_Direction_
Extract all lines in the data that contain the word "page".

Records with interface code
§ §

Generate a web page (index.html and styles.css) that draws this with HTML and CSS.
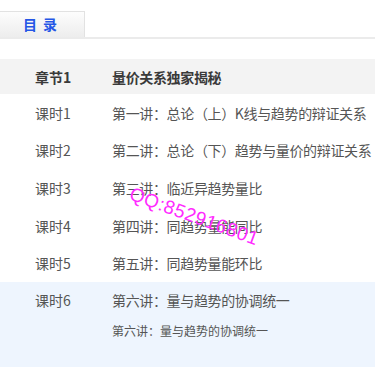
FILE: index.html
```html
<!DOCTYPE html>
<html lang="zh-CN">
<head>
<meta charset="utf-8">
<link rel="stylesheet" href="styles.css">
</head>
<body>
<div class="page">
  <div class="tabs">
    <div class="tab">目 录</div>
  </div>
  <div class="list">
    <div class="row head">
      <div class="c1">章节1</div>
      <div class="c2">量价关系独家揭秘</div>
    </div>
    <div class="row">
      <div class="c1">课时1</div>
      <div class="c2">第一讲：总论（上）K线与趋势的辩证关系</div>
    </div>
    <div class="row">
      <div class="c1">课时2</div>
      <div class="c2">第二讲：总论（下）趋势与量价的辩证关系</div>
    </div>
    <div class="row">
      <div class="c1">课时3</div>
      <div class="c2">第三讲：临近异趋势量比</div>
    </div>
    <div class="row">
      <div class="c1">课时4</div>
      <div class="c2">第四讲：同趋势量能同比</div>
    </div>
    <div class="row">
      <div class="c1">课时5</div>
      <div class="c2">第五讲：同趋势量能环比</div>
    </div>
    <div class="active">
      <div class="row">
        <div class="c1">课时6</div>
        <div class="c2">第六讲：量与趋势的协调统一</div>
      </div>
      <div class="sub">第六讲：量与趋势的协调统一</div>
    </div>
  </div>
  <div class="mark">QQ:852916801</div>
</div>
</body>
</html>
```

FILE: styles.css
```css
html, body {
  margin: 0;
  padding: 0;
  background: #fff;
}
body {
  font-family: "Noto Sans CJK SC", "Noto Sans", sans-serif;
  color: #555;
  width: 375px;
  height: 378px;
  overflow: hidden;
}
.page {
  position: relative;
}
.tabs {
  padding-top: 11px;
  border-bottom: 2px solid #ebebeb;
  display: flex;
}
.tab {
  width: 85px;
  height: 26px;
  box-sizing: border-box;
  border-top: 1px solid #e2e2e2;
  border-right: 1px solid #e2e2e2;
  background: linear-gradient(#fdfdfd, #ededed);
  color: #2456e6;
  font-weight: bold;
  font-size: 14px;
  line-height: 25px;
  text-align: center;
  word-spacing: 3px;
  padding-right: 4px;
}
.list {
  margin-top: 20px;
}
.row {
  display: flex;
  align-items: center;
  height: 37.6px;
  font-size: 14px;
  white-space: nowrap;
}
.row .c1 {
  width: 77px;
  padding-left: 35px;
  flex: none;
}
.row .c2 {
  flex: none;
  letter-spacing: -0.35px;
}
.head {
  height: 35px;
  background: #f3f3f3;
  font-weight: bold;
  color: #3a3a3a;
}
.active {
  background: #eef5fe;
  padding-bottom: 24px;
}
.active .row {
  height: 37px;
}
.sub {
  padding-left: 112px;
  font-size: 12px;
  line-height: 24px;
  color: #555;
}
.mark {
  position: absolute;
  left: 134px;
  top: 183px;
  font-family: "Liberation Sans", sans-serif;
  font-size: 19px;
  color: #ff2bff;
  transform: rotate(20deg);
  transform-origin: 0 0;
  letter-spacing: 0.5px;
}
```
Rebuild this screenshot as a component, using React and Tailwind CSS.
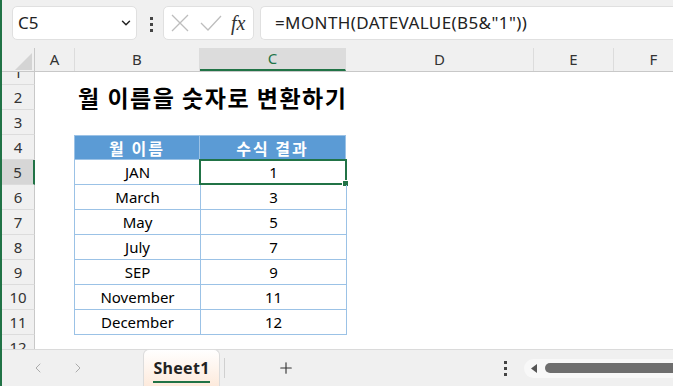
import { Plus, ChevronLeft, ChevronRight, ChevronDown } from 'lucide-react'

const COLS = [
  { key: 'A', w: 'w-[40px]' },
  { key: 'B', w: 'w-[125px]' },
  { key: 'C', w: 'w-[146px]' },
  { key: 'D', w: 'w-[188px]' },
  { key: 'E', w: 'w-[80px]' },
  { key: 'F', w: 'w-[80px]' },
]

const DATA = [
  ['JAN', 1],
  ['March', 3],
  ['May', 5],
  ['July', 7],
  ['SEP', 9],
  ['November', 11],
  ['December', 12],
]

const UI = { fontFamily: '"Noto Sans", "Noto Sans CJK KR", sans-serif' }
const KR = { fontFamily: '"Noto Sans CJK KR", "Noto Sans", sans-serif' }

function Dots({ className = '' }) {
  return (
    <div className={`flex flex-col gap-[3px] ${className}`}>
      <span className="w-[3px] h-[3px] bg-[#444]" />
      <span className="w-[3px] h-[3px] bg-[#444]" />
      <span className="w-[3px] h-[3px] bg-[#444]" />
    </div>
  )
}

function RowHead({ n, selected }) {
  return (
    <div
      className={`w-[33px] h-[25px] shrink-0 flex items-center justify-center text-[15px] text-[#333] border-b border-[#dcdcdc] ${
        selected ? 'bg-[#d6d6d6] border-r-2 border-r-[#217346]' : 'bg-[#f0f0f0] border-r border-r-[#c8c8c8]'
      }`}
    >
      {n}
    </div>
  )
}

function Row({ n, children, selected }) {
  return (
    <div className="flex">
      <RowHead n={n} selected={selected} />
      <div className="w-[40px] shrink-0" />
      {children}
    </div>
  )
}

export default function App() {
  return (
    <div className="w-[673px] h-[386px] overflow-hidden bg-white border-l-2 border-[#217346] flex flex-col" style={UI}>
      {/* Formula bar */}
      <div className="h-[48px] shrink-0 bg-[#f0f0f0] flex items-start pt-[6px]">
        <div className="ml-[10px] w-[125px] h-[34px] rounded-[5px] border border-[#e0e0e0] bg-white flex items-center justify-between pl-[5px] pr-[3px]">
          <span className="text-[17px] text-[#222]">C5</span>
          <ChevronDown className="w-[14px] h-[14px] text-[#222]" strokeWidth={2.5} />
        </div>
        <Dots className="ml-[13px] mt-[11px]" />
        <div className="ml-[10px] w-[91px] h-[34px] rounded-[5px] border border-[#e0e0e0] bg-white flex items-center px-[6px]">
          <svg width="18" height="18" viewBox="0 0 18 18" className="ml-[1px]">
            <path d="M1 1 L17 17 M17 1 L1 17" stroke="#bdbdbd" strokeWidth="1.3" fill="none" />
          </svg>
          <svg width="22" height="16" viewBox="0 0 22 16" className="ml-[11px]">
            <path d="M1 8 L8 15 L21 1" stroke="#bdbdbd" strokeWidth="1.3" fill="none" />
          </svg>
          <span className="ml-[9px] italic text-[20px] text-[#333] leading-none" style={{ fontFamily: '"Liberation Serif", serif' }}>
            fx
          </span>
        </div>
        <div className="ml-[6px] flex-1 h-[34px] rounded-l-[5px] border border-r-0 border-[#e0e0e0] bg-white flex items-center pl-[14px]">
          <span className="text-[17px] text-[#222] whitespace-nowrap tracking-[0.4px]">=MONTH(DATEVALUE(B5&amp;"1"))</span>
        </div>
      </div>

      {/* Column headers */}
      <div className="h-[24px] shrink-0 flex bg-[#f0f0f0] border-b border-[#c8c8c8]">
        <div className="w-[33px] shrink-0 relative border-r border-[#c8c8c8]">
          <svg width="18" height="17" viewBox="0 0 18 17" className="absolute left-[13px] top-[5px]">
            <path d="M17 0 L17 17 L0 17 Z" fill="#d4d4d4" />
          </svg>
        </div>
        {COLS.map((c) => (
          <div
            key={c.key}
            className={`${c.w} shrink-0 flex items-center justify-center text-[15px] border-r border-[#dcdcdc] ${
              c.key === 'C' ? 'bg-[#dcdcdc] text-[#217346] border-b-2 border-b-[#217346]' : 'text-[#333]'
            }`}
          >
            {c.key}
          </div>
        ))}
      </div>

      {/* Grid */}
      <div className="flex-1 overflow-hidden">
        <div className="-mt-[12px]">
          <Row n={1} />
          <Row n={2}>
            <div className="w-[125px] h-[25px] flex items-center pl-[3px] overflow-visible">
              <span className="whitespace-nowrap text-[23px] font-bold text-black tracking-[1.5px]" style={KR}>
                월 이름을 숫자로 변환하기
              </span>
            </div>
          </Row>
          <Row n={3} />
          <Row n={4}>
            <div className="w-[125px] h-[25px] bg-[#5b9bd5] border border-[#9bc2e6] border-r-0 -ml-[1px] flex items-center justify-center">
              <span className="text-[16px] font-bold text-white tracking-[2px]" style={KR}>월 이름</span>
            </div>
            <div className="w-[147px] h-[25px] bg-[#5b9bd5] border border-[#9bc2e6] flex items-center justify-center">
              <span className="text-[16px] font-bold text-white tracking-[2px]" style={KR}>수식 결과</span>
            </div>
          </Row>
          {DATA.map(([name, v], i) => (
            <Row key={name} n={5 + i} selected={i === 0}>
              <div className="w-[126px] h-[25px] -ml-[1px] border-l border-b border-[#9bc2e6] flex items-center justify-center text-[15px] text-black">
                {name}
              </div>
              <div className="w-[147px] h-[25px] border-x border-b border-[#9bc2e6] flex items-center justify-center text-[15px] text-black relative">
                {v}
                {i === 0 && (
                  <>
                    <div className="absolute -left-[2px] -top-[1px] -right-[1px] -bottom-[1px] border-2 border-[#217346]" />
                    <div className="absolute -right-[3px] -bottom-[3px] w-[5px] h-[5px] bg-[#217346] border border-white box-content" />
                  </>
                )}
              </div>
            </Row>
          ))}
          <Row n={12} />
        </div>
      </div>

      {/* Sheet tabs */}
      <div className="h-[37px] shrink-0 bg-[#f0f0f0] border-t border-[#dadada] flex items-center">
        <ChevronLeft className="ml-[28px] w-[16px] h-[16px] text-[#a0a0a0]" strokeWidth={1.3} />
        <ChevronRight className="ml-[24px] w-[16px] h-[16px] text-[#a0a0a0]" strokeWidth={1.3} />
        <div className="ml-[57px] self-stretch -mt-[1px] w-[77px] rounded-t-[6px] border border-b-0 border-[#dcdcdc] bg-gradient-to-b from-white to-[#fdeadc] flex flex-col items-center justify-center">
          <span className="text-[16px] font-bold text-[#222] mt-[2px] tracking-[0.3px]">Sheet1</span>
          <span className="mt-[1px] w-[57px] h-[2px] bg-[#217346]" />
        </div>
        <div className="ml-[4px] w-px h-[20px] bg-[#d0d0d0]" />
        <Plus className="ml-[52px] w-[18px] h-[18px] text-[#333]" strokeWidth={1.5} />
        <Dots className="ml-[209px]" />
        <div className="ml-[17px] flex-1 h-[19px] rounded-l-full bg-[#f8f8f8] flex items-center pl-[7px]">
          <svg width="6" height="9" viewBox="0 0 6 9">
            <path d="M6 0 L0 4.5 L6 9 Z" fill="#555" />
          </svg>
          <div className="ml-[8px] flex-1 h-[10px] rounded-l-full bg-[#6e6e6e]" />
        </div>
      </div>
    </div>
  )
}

§ §

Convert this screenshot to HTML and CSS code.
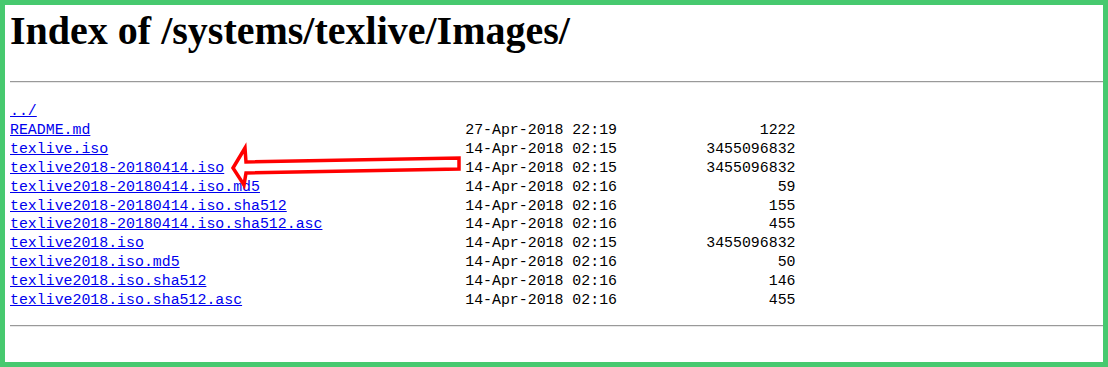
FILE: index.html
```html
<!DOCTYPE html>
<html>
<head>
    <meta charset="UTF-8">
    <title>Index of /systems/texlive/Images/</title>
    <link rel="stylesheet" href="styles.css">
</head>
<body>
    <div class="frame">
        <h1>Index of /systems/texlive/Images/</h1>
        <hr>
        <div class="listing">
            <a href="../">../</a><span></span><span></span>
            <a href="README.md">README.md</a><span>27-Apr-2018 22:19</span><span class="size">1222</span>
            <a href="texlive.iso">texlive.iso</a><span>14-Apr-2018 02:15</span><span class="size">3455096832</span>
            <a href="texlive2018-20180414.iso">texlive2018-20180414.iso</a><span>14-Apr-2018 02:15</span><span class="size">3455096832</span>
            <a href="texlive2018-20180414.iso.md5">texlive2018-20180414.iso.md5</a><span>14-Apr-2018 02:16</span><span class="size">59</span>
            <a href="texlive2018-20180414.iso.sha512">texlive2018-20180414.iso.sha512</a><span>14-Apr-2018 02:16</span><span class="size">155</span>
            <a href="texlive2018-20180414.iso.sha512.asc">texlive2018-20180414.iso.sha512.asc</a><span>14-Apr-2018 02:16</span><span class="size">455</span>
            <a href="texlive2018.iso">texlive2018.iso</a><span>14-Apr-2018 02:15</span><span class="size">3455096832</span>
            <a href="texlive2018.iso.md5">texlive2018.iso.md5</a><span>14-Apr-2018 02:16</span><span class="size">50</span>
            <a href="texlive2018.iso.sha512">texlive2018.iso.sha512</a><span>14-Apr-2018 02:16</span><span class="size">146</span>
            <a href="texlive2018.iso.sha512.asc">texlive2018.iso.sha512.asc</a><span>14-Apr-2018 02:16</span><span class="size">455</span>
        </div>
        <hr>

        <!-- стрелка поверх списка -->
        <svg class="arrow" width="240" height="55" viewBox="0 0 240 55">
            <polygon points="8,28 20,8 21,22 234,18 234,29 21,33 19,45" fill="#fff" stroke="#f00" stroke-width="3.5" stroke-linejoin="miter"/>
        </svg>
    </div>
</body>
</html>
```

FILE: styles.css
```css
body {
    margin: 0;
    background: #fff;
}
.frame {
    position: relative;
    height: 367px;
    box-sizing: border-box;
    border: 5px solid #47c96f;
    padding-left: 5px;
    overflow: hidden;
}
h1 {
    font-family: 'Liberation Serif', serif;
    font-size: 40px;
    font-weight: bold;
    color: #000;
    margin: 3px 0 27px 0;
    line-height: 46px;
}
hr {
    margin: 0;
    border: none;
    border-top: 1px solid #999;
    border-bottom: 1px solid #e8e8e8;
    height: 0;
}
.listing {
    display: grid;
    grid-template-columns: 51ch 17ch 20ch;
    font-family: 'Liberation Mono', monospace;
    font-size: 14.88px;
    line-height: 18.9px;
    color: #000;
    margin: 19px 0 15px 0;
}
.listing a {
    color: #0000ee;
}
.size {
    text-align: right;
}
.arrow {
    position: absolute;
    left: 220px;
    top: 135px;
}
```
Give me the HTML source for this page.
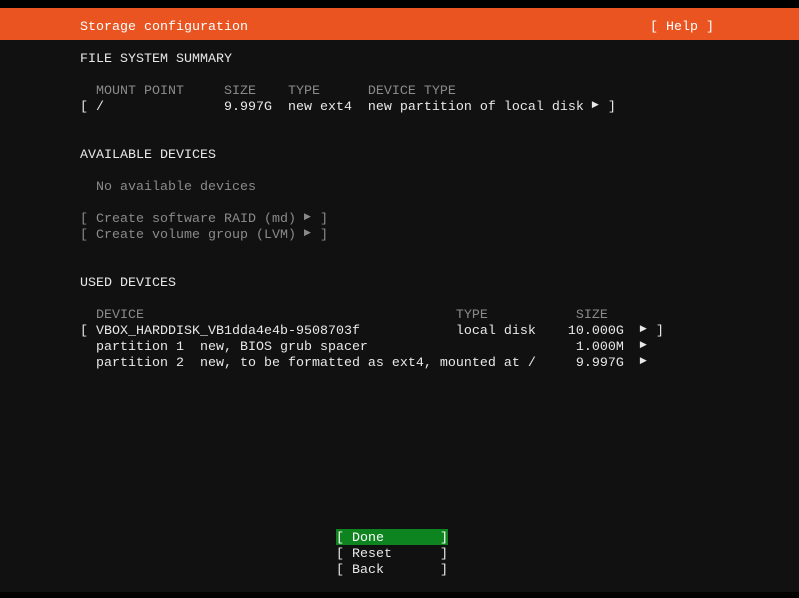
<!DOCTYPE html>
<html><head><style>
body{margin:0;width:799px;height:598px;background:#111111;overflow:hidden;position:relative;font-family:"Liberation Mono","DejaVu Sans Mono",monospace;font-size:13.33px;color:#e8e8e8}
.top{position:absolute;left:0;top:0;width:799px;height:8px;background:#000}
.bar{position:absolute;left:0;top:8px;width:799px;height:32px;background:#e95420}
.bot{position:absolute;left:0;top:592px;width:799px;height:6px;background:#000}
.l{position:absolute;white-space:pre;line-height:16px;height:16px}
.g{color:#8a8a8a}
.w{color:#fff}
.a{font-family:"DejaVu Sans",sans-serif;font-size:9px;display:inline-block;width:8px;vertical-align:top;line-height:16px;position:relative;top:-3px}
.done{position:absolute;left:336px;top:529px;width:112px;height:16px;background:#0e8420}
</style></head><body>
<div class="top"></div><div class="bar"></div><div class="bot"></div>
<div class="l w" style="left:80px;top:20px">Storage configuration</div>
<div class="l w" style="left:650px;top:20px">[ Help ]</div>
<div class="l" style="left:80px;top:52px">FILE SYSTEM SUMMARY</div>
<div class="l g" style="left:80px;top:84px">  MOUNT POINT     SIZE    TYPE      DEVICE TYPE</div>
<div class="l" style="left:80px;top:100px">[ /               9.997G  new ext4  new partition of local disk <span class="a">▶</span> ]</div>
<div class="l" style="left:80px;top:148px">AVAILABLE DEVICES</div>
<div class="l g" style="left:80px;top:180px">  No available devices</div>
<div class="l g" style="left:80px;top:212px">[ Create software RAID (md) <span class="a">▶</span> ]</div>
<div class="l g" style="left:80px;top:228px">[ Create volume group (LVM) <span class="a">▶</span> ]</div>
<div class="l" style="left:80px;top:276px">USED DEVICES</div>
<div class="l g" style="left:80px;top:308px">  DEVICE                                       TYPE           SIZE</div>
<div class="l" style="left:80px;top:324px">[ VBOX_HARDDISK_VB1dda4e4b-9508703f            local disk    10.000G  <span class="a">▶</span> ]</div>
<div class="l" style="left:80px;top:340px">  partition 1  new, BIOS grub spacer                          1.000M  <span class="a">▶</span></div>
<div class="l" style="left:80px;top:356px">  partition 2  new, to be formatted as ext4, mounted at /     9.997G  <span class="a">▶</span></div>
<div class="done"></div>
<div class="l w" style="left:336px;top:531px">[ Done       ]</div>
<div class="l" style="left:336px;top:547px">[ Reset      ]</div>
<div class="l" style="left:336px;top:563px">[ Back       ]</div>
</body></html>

§ §

_Correct answer_
Generate a web page (index.html and styles.css) that draws this with HTML and CSS.
<div class="page">
.page {
Give me the HTML source for this page.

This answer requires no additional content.